• **Written request**
Look through the data below and count each line where the word "that" appears. Reply with the count alone.

• **Given records**
-------------------------

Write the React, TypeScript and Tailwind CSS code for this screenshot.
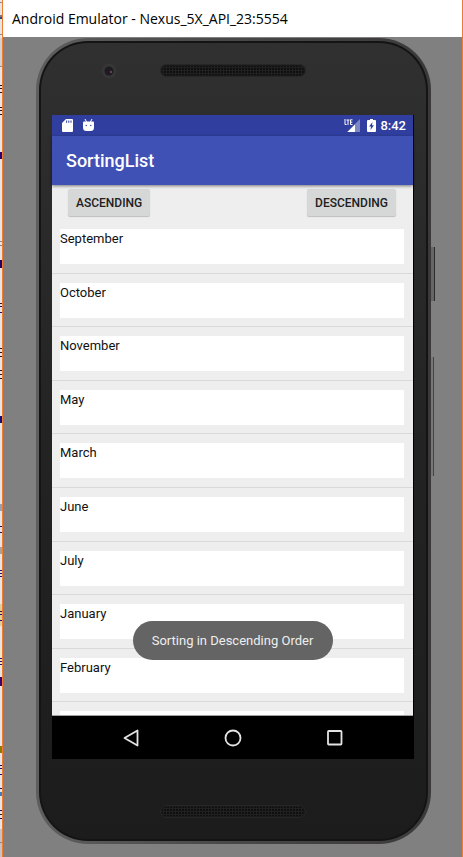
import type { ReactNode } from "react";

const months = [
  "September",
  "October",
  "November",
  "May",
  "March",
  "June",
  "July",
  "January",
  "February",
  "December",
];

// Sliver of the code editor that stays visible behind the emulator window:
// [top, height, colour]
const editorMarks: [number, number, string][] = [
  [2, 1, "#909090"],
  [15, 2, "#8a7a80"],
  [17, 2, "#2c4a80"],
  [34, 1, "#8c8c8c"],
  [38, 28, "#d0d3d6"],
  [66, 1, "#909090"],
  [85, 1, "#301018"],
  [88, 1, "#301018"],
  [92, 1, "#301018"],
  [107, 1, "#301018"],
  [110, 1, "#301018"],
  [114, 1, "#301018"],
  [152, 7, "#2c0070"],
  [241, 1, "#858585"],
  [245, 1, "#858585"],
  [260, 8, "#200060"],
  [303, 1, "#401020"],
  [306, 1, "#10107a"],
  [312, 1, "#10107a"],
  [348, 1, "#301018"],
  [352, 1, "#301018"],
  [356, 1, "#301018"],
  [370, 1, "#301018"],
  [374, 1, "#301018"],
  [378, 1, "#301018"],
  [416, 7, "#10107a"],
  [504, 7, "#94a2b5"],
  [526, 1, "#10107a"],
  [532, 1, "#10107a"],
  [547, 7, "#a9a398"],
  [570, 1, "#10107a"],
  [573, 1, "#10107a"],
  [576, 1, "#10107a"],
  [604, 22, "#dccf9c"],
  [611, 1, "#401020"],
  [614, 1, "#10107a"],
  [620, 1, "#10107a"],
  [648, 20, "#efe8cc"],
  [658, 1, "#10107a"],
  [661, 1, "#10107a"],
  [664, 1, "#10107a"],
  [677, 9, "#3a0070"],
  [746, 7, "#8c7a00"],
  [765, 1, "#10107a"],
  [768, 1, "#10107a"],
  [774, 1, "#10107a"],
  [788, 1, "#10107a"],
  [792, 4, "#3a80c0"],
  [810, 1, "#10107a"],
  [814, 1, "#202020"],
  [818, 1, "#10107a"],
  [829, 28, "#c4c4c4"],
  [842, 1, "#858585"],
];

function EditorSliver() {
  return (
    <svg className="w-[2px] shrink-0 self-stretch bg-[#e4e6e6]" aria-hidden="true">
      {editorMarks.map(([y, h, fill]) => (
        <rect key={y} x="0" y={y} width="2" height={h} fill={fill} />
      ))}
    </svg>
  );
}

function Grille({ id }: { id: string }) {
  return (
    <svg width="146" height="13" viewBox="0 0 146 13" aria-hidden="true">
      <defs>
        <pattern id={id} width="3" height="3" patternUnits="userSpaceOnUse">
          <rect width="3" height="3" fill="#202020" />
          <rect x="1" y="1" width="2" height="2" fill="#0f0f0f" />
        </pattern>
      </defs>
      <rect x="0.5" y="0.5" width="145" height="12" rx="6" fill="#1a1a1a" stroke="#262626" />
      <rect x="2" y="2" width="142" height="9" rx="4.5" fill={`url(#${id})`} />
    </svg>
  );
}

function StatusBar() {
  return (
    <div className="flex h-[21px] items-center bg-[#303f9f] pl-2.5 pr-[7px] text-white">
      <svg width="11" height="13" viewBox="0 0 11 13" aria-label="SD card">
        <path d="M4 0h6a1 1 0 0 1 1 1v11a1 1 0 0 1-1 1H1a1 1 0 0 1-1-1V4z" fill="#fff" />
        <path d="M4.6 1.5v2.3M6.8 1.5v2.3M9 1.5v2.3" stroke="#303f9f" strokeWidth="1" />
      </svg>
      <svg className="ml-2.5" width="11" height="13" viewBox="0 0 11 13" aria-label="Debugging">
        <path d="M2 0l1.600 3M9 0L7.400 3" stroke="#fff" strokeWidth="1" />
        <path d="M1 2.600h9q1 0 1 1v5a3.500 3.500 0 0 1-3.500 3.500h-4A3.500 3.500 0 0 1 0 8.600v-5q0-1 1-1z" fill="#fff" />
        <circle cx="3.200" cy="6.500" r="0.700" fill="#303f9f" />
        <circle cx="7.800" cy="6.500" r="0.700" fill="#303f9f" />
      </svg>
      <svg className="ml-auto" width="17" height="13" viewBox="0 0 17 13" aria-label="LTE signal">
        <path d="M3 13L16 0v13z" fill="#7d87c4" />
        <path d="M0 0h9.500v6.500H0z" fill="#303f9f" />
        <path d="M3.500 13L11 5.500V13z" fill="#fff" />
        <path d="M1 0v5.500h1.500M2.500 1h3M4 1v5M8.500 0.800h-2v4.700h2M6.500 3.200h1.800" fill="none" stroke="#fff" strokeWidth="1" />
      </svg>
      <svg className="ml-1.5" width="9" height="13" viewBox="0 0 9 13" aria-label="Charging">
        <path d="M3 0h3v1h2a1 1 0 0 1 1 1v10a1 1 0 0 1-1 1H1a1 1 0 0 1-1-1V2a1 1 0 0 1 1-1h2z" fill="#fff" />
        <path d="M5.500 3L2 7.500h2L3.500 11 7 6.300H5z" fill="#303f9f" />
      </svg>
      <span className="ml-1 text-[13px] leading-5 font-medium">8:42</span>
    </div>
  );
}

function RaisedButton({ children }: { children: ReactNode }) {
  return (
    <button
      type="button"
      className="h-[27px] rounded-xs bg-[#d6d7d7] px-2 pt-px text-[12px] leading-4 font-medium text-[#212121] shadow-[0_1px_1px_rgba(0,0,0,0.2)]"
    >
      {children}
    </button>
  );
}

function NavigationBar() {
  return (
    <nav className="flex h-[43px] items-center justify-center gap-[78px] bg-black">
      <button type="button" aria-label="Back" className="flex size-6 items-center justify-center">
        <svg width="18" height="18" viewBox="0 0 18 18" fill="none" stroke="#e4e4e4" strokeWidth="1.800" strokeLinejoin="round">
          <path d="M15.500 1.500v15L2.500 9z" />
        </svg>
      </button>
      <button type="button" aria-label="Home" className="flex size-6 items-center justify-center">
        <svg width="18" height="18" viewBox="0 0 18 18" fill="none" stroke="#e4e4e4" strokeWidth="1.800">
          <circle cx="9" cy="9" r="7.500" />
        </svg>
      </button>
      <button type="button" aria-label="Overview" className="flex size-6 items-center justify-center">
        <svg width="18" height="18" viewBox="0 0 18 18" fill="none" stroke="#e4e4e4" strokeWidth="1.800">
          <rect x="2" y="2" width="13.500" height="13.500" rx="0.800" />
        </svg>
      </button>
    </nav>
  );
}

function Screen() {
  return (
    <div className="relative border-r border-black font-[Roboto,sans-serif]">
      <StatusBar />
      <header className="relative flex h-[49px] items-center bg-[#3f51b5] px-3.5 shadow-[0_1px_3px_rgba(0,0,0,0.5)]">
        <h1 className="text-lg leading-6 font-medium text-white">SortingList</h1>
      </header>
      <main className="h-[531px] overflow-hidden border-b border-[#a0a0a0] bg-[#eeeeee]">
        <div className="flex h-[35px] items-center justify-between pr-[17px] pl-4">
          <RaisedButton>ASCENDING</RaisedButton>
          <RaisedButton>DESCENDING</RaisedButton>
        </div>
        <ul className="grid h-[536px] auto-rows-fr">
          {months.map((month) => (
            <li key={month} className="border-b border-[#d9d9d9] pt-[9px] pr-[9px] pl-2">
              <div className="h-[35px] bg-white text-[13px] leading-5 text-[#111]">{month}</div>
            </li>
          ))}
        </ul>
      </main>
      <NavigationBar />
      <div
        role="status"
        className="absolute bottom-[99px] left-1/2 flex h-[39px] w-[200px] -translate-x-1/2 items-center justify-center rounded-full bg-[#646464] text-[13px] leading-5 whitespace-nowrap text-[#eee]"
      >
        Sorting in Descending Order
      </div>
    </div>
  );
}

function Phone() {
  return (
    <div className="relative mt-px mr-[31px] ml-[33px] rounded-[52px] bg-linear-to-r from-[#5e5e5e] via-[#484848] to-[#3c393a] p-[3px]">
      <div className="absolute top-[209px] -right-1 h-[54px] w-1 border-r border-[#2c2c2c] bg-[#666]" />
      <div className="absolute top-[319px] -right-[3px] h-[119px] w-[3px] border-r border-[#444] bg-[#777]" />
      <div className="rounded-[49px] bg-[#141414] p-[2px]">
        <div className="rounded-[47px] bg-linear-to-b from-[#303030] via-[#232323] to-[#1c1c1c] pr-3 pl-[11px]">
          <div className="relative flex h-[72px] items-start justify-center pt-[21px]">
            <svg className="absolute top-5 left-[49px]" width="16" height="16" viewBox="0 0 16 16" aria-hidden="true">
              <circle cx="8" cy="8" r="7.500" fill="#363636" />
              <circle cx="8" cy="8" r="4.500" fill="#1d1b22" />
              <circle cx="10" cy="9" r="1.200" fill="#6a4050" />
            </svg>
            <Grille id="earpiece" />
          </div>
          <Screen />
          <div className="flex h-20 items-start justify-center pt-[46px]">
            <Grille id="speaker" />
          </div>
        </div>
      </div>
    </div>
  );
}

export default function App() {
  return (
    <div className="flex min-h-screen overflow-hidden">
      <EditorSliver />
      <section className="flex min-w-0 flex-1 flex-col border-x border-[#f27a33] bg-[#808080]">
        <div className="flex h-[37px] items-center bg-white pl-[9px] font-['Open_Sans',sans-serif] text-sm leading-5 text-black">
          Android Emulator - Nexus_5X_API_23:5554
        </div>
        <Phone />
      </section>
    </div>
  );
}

-------------------------

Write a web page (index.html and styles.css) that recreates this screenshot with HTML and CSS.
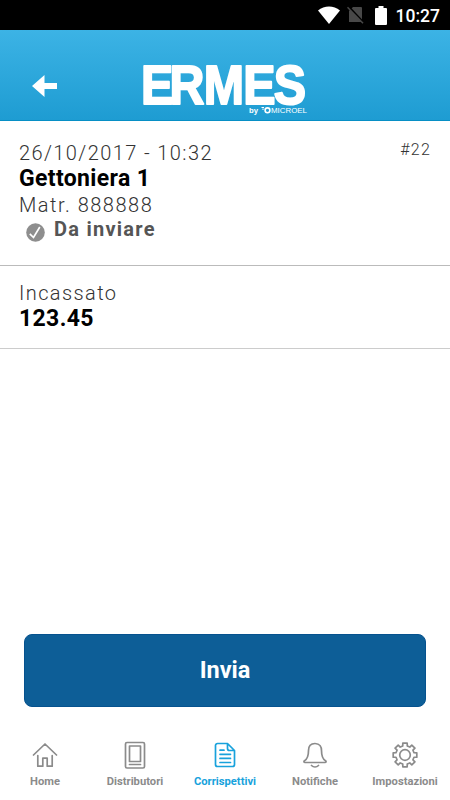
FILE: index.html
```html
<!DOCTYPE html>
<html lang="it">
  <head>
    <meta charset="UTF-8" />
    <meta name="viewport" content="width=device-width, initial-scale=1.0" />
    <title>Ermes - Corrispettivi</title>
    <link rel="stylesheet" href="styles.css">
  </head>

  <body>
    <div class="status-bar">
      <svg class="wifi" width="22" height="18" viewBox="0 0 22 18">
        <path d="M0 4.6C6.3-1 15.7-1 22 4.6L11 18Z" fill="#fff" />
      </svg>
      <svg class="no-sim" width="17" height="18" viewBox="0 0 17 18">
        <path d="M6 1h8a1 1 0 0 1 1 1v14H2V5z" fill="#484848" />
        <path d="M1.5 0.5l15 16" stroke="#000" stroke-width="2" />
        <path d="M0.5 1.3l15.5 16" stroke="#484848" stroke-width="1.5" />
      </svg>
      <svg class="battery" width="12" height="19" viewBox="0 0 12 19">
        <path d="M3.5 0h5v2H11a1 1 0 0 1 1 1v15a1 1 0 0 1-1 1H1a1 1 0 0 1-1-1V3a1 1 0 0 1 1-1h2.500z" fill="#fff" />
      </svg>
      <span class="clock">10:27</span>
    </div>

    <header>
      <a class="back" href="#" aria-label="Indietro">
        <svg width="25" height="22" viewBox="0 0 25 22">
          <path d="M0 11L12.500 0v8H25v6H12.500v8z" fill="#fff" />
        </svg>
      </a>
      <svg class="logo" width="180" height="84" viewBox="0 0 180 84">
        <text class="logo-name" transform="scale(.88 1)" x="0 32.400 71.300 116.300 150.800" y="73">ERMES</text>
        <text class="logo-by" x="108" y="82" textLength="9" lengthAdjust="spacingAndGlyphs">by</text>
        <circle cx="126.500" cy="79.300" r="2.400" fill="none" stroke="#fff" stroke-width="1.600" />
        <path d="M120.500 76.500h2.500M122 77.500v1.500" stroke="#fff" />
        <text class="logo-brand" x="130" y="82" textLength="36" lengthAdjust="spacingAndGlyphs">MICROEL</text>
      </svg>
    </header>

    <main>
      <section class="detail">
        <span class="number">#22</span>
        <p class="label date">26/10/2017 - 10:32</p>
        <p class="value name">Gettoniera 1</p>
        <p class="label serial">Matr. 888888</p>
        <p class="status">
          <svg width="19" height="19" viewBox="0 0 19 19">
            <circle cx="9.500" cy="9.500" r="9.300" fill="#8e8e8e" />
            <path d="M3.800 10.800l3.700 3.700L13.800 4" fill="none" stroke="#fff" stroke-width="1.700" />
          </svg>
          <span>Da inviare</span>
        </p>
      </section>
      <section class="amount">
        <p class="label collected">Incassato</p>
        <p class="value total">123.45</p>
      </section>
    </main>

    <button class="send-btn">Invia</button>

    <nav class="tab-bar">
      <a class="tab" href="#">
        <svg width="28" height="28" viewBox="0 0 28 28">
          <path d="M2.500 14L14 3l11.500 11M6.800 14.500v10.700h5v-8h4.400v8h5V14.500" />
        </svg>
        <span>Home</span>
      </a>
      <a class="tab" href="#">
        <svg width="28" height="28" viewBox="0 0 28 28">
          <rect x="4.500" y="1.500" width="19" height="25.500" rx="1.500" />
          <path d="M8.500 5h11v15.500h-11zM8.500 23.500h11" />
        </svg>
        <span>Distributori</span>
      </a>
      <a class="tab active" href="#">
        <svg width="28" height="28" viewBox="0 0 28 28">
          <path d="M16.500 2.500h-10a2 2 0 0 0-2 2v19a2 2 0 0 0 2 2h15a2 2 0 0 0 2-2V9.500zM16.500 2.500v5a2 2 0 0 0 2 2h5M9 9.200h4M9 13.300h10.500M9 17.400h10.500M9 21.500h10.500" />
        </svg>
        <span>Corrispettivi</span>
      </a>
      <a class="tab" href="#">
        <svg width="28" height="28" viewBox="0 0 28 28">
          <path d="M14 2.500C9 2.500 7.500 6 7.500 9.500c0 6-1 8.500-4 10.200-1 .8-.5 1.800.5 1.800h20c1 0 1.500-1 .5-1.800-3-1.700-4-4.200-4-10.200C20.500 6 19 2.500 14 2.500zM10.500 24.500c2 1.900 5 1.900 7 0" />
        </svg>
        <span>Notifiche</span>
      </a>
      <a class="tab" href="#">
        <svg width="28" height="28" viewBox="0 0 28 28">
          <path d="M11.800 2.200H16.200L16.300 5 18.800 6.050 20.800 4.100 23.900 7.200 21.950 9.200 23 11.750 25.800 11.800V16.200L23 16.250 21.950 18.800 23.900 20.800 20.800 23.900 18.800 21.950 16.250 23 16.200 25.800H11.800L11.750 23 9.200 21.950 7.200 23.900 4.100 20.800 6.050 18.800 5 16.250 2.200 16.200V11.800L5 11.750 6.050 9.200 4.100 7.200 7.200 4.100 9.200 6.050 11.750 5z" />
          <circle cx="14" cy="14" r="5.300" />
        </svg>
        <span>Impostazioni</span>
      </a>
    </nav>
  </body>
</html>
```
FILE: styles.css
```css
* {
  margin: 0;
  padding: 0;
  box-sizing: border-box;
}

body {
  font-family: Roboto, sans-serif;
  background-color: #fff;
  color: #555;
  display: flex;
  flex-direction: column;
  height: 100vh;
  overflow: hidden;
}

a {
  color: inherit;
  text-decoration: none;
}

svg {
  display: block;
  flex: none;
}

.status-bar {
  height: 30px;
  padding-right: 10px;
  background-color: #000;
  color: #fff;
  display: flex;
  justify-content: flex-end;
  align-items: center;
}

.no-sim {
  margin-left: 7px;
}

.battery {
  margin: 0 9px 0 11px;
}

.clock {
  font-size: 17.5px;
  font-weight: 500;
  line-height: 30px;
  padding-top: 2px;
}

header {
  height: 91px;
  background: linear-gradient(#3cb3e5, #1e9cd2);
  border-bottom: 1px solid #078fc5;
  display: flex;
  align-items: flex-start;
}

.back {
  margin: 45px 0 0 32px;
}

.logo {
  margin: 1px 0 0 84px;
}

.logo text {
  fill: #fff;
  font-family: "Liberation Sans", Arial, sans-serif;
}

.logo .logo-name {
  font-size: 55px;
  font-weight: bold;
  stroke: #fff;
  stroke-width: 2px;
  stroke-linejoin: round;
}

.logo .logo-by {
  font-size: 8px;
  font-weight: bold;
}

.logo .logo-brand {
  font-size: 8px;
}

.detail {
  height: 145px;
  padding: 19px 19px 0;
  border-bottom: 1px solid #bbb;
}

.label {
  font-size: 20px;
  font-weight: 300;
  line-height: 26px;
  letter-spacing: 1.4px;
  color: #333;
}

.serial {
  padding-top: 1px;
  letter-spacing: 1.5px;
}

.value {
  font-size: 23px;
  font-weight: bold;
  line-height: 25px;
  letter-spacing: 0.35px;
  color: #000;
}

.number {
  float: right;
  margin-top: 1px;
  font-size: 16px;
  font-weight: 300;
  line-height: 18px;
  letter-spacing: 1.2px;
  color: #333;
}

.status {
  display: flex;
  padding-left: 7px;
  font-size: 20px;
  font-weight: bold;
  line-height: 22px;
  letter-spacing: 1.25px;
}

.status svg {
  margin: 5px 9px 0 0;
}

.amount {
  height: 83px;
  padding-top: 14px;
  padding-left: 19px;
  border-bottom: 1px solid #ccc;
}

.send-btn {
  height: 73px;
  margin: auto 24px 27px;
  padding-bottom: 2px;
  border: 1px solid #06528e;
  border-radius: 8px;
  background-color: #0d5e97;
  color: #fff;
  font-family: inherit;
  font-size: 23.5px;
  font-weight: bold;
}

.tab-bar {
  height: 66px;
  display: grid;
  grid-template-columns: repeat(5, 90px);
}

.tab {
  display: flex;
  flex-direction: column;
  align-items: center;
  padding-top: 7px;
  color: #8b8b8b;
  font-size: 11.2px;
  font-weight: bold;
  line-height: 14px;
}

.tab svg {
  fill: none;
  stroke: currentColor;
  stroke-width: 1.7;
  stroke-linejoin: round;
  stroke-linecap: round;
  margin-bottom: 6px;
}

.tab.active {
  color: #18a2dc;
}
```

-------------------------

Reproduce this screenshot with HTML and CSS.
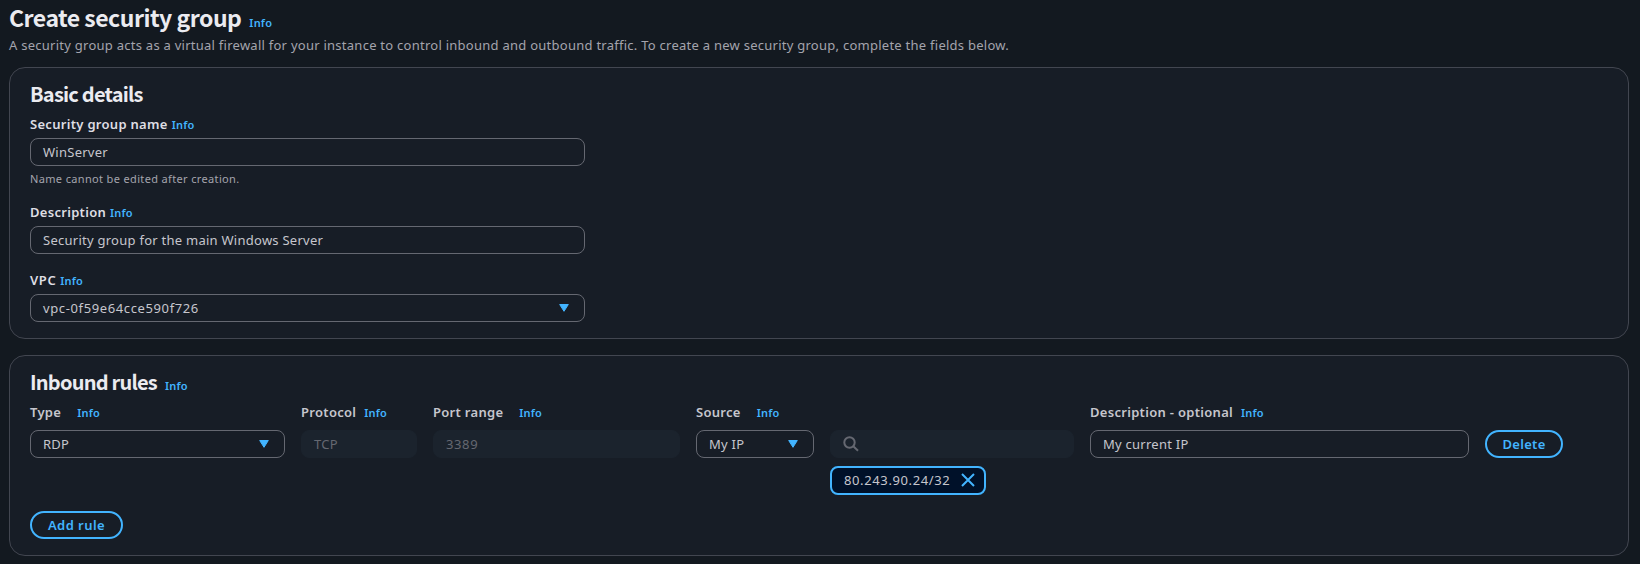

-------------------------

• **Correct response**
2